Work to be completed
Search the data below for "index"; list each line that holds it.

Source material
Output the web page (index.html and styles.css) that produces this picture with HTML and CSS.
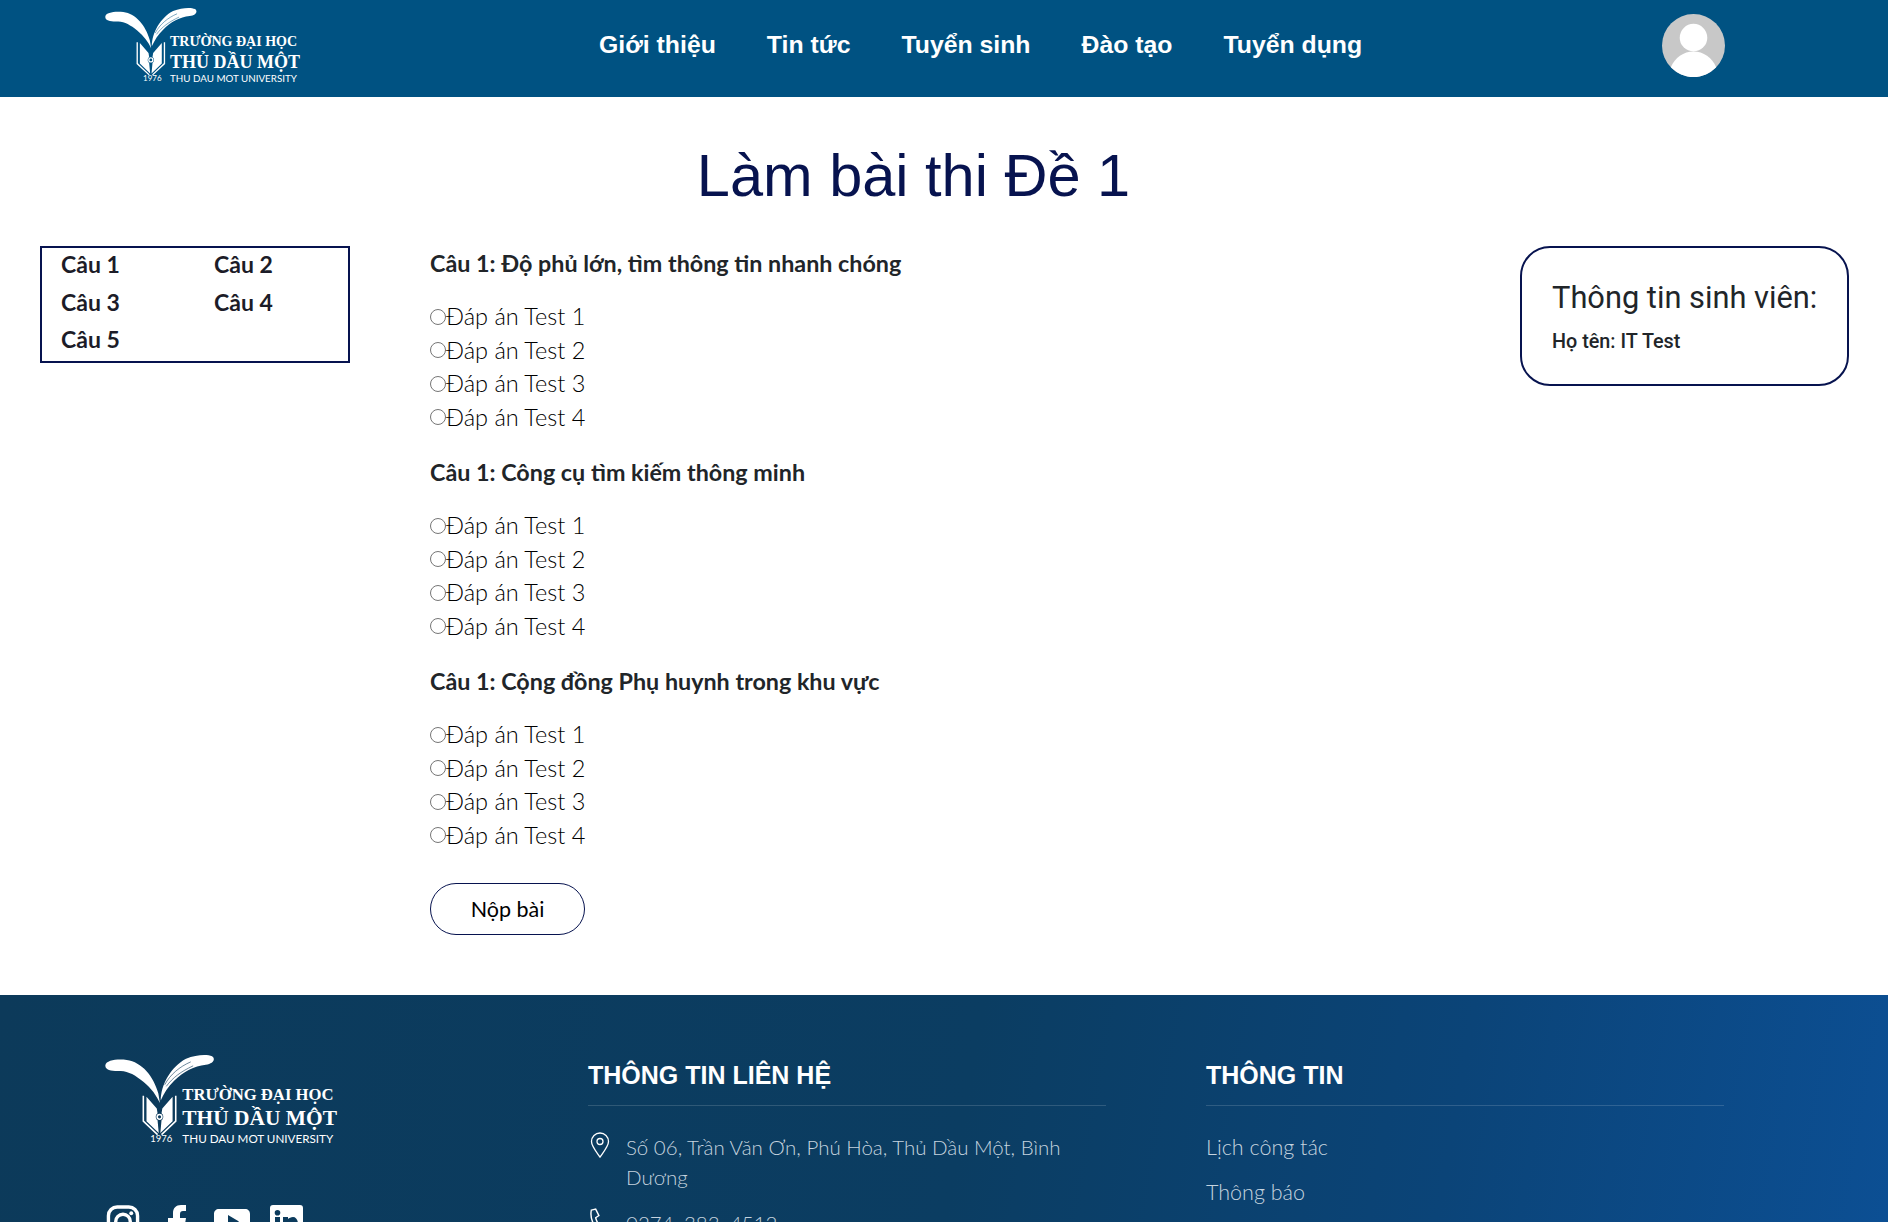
FILE: index.html
```html
<!DOCTYPE html>
<html lang="vi">
<head>
  <meta charset="UTF-8" />
  <meta name="viewport" content="width=device-width, initial-scale=1.0" />
  <title>Làm bài thi - Thủ Dầu Một</title>
  <link rel="stylesheet" href="styles.css">
</head>
<body>
  <svg class="sprites" aria-hidden="true">
    <symbol id="tdmu-mark" viewBox="45 25 280 210">
      <path class="mark-fill" d="M46 50C48 38 75 34 100 37 138 42 168 78 180 122L184 146C176 128 162 108 142 92 122 76 105 66 85 65 65 66 44 64 46 50Z"/>
      <path class="mark-fill" d="M186 140C186 100 212 54 250 34 275 24 303 22 316 28 326 35 318 47 300 49 270 52 244 66 220 90 205 104 194 122 186 140Z"/>
      <path class="mark-vein" d="M196 100C210 74 234 54 262 42M200 104C216 82 238 66 268 52"/>
      <path class="mark-fill" d="M150 130L176 160 178 172C172 176 172 186 178 190L181 222 150 192Z"/>
      <path class="mark-fill" d="M216 130L190 160 188 172C194 176 194 186 188 190L185 222 216 192Z"/>
      <circle class="mark-line" cx="183" cy="181" r="6"/>
      <path class="mark-line" d="M142 128V192L178 226M224 128V192L188 226"/>
    </symbol>
  </svg>

  <header class="top-bar">
    <a class="brand" href="#">
      <svg class="brand-mark"><use href="#tdmu-mark"/></svg>
      <span class="brand-text">
        <span class="brand-small">TRƯỜNG ĐẠI HỌC</span>
        <span class="brand-big">THỦ DẦU MỘT</span>
        <span class="brand-en"><i>1976</i>THU DAU MOT UNIVERSITY</span>
      </span>
    </a>
    <nav class="main-nav">
      <a href="#">Giới thiệu</a>
      <a href="#">Tin tức</a>
      <a href="#">Tuyển sinh</a>
      <a href="#">Đào tạo</a>
      <a href="#">Tuyển dụng</a>
    </nav>
    <svg class="avatar" viewBox="0 0 64 64" aria-hidden="true">
      <circle cx="32" cy="32" r="32" fill="#c8c8c8"/>
      <circle cx="32" cy="24" r="14" fill="#fff"/>
      <path d="M9 54C13 44 22 38 32 38s19 6 23 16C49 60 41 64 32 64S15 60 9 54Z" fill="#fff"/>
    </svg>
  </header>

  <h1 class="page-title">Làm bài thi Đề 1</h1>

  <main class="exam">
    <aside class="question-nav">
      <a href="#">Câu 1</a><a href="#">Câu 2</a>
      <a href="#">Câu 3</a><a href="#">Câu 4</a>
      <a href="#">Câu 5</a>
    </aside>

    <form class="questions">
      <section class="question">
        <h3>Câu 1: Độ phủ lớn, tìm thông tin nhanh chóng</h3>
        <label><input type="radio" name="q1">Đáp án Test 1</label>
        <label><input type="radio" name="q1">Đáp án Test 2</label>
        <label><input type="radio" name="q1">Đáp án Test 3</label>
        <label><input type="radio" name="q1">Đáp án Test 4</label>
      </section>
      <section class="question">
        <h3>Câu 1: Công cụ tìm kiếm thông minh</h3>
        <label><input type="radio" name="q2">Đáp án Test 1</label>
        <label><input type="radio" name="q2">Đáp án Test 2</label>
        <label><input type="radio" name="q2">Đáp án Test 3</label>
        <label><input type="radio" name="q2">Đáp án Test 4</label>
      </section>
      <section class="question">
        <h3>Câu 1: Cộng đồng Phụ huynh trong khu vực</h3>
        <label><input type="radio" name="q3">Đáp án Test 1</label>
        <label><input type="radio" name="q3">Đáp án Test 2</label>
        <label><input type="radio" name="q3">Đáp án Test 3</label>
        <label><input type="radio" name="q3">Đáp án Test 4</label>
      </section>
      <button class="submit-btn" type="button">Nộp bài</button>
    </form>

    <aside class="student-card">
      <h4>Thông tin sinh viên:</h4>
      <p>Họ tên: IT Test</p>
    </aside>
  </main>

  <footer class="site-footer">
    <div class="footer-brand">
      <a class="brand brand-lg" href="#">
        <svg class="brand-mark"><use href="#tdmu-mark"/></svg>
        <span class="brand-text">
          <span class="brand-small">TRƯỜNG ĐẠI HỌC</span>
          <span class="brand-big">THỦ DẦU MỘT</span>
          <span class="brand-en"><i>1976</i>THU DAU MOT UNIVERSITY</span>
        </span>
      </a>
      <div class="socials">
        <svg class="ig" viewBox="0 0 34 34"><rect x="2" y="2" width="30" height="30" rx="9" fill="none" stroke="#fff" stroke-width="3.5"/><circle cx="17" cy="17" r="7.500" fill="none" stroke="#fff" stroke-width="3.500"/><circle cx="25.500" cy="8.500" r="2" fill="#fff"/></svg>
        <svg class="fb" viewBox="0 0 18 33"><path fill="#fff" d="M5 33V19H0v-6h5V8c0-5 3-8 8-8h5v6h-3c-2 0-3 1-3 3v4h6l-1 6h-5v14Z"/></svg>
        <svg class="yt" viewBox="0 0 36 33"><path fill="#fff" d="M5 4h26c3 0 5 2 5 5v15c0 3-2 5-5 5H5c-3 0-5-2-5-5V9c0-3 2-5 5-5Zm9 6v13l11-6.500Z"/></svg>
        <svg class="li" viewBox="0 0 33 33"><path fill="#fff" fill-rule="evenodd" d="M3 0h27c2 0 3 1 3 3v27c0 2-1 3-3 3H3c-2 0-3-1-3-3V3c0-2 1-3 3-3Zm2 12v16h5V12Zm2.500-7a2.800 2.800 0 1 0 0 5.600 2.800 2.800 0 0 0 0-5.600ZM13 12v16h5v-8c0-2 1-3 3-3s2 1 2 3v8h5v-9c0-4-2-7-5-7-2 0-4 1-5 2v-2Z"/></svg>
      </div>
    </div>
    <div class="footer-col">
      <h5>THÔNG TIN LIÊN HỆ</h5>
      <ul class="contact-list">
        <li>
          <svg viewBox="0 0 20 26"><path fill="none" stroke="currentColor" stroke-width="1.300" d="M10 25C5 18 1.500 14 1.500 9.500a8.500 8.500 0 0 1 17 0C18.500 14 15 18 10 25Z"/><circle cx="10" cy="9.500" r="3" fill="none" stroke="currentColor" stroke-width="1.300"/></svg>
          <span>Số 06, Trần Văn Ơn, Phú Hòa, Thủ Dầu Một, Bình Dương</span>
        </li>
        <li>
          <svg viewBox="0 0 22 24"><path fill="none" stroke="currentColor" stroke-width="1.300" d="M3 2l4-1 3 6-3 2c1 4 3 7 6 9l3-2 4 5-3 2C9 24 1 12 3 2Z"/></svg>
          <span>0274. 383. 4512</span>
        </li>
      </ul>
    </div>
    <div class="footer-col">
      <h5>THÔNG TIN</h5>
      <ul class="link-list">
        <li>Lịch công tác</li>
        <li>Thông báo</li>
      </ul>
    </div>
  </footer>
</body>
</html>
```
FILE: styles.css
```css
html, body {
  height: 100%;
  overflow: hidden;
}
body {
  margin: 0;
  font-family: 'Lato', 'Noto Sans', sans-serif;
  background: #fff;
  color: #212529;
}
a {
  color: inherit;
  text-decoration: none;
}
.sprites {
  display: none;
}
.top-bar {
  height: 97px;
  box-sizing: border-box;
  background: #005282;
  display: flex;
  align-items: flex-start;
  padding: 8px 0 0 105px;
  color: #fff;
}
.brand {
  display: flex;
  align-items: flex-start;
  width: 195px;
  height: 81px;
  flex: none;
  color: #fff;
}
.brand-mark {
  width: 93px;
  height: 70px;
  flex: none;
  color: #005282;
}
.mark-fill {
  fill: #fff;
}
.mark-vein {
  fill: none;
  stroke: currentColor;
  stroke-width: 1.500;
}
.mark-line {
  fill: none;
  stroke: #fff;
  stroke-width: 4;
}
.brand-text {
  display: flex;
  flex-direction: column;
  margin: 25.500px 0 0 -28px;
  white-space: nowrap;
}
.brand-small {
  font: 700 14px/16px 'Liberation Serif', serif;
}
.brand-big {
  font: 700 18px/20px 'Liberation Serif', serif;
  margin-top: 2.500px;
}
.brand-en {
  font-size: 9.800px;
  line-height: 13px;
  position: relative;
}
.brand-en i {
  position: absolute;
  left: -27px;
  top: 0;
  font-size: 8px;
  font-style: normal;
}
.main-nav {
  display: flex;
  gap: 51px;
  margin: 22px 0 0 299px;
  width: 1063px;
  flex: none;
  font: 700 24.800px/30px 'Liberation Sans', sans-serif;
}
.avatar {
  width: 63px;
  height: 63px;
  margin-top: 6px;
  flex: none;
}
.page-title {
  margin: 45px 0 0;
  padding-right: 61px;
  text-align: center;
  font: 400 59.500px/68px 'Liberation Sans', sans-serif;
  color: #07134f;
}
.exam {
  display: flex;
  align-items: flex-start;
  margin-top: 36px;
  padding: 0 39px 0 40px;
}
.question-nav {
  width: 310px;
  box-sizing: border-box;
  border: 2px solid #07134f;
  display: grid;
  grid-template-columns: 153px 1fr;
  padding: 0 19px;
  font-size: 23px;
  font-weight: 700;
  color: #1c1c28;
  flex: none;
}
.question-nav a {
  height: 37.500px;
  line-height: 33px;
}
.questions {
  margin-left: 80px;
  flex: 1;
}
.question {
  margin-bottom: 21px;
}
.question h3 {
  margin: 0 0 20px;
  font-size: 23.300px;
  font-weight: 700;
  line-height: 34px;
  color: #212529;
}
.question label {
  display: flex;
  align-items: center;
  font-size: 23.500px;
  font-weight: 300;
  line-height: 33.500px;
  color: #000;
}
.question input {
  width: 16px;
  height: 16px;
  margin: 0;
  flex: none;
}
.submit-btn {
  display: block;
  width: 155px;
  height: 52px;
  margin-top: 31px;
  background: #fff;
  border: 1px solid #07134f;
  border-radius: 27px;
  font: 400 21.500px 'Lato', sans-serif;
  color: #000;
}
.student-card {
  width: 329px;
  height: 140px;
  box-sizing: border-box;
  border: 2px solid #07134f;
  border-radius: 30px;
  padding: 30px 10px 0 30px;
  flex: none;
}
.student-card h4 {
  margin: 0;
  font-family: 'Roboto', sans-serif;
  font-size: 30.800px;
  font-weight: 400;
  line-height: 40px;
  white-space: nowrap;
}
.student-card p {
  margin: 12px 0 0;
  font-family: 'Roboto', sans-serif;
  font-size: 19.800px;
  font-weight: 500;
  line-height: 24px;
}
.site-footer {
  margin-top: 60px;
  min-height: 400px;
  background: linear-gradient(100deg, #0c3a5a 0%, #0b3d62 50%, #0b4478 75%, #0c5096 100%);
  display: flex;
  padding: 60px 0 0 105px;
  color: #fff;
}
.footer-brand {
  width: 483px;
  flex: none;
}
.brand-lg {
  zoom: 1.190;
}
.brand-lg .brand-mark {
  color: #0c3a5a;
}
.socials {
  display: flex;
  gap: 28px;
  margin-top: 54px;
  padding-left: 1px;
  align-items: flex-start;
}
.socials svg {
  height: 33px;
  flex: none;
}
.ig {
  width: 34px;
}
.fb {
  width: 18px;
}
.yt {
  width: 36px;
}
.li {
  width: 33px;
  margin-left: -8px;
}
.footer-col {
  width: 518px;
  flex: none;
  margin-right: 100px;
}
.footer-col h5 {
  margin: 0;
  width: 518px;
  padding: 2px 0 12px;
  font: 700 25px/36px 'Liberation Sans', sans-serif;
  border-bottom: 1px solid rgba(255,255,255,0.15);
}
.contact-list, .link-list {
  list-style: none;
  margin: 26px 0 0;
  padding: 0;
  font-weight: 300;
  line-height: 30px;
  color: #c5d3df;
}
.contact-list {
  font-size: 20.500px;
}
.link-list {
  font-size: 21.500px;
}
.contact-list li {
  display: flex;
  gap: 14px;
  margin-bottom: 16px;
}
.contact-list svg {
  width: 24px;
  height: 26px;
  flex: none;
  color: #fff;
}
.link-list li {
  margin-bottom: 15px;
}
```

Answer to the exercise
Output the web page (index.html and styles.css) that produces this picture with HTML and CSS.
FILE: index.html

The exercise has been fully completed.